When we go inside the temple, we sit with hundreds of other people while the priest rings a bell and we go through the prayers, which include burning a stick of incense in front of me, waving flowers through the smoke and then holding them between my fingers at the top of my head as I silently pray. After each prayer, the flowers are placed in my hair, or behind my ear. It's such a beautiful thing to do.
After the prayers, the priest comes around with holy water and sprinkles it on us. Then we take three sips from our right hand and are given some rice which is placed on the forehead and on the throat.
I continue to be amazed by the Balinese people and the rich culture that is here. They spend their whole lives in service to the gods which keep them healthy, happy, balanced, having good crops and nice animals and a good home, good business, among many other things.

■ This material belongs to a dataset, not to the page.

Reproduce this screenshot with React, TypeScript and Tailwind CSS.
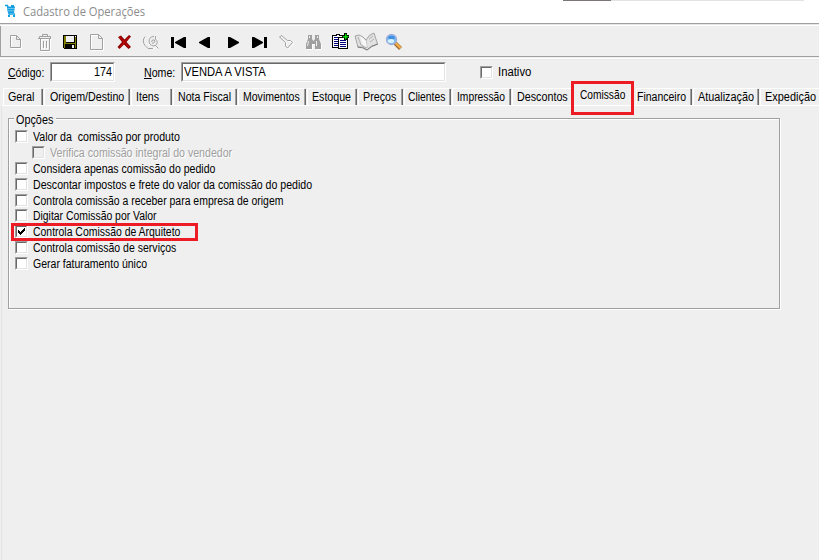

The women carry huge baskets and towers of fruit on their heads as offerings. These are placed on the alter before the priest and after they are blessed they are taken home to be shared with family. The women are all dressed in their finest clothing and every one of them look like a goddess. Even the little girls. And the men all wear a sarong and cloth on their head. It's all so beautiful and everyone is always happy and smiling. I never see people get angry here and everyone helps each other in any way they can. I'd like to say it's a perfect society, but of course it's not.
The women in Bali do the bulk of the work, raising children, making offerings, running a business and doing all the manual labor like carrying loads of bricks and buckets of dirt on their heads at a construction site. Every Balinese woman I know is exhausted but she never shows it and never complains. They are incredible, strong woman and I admire them very much.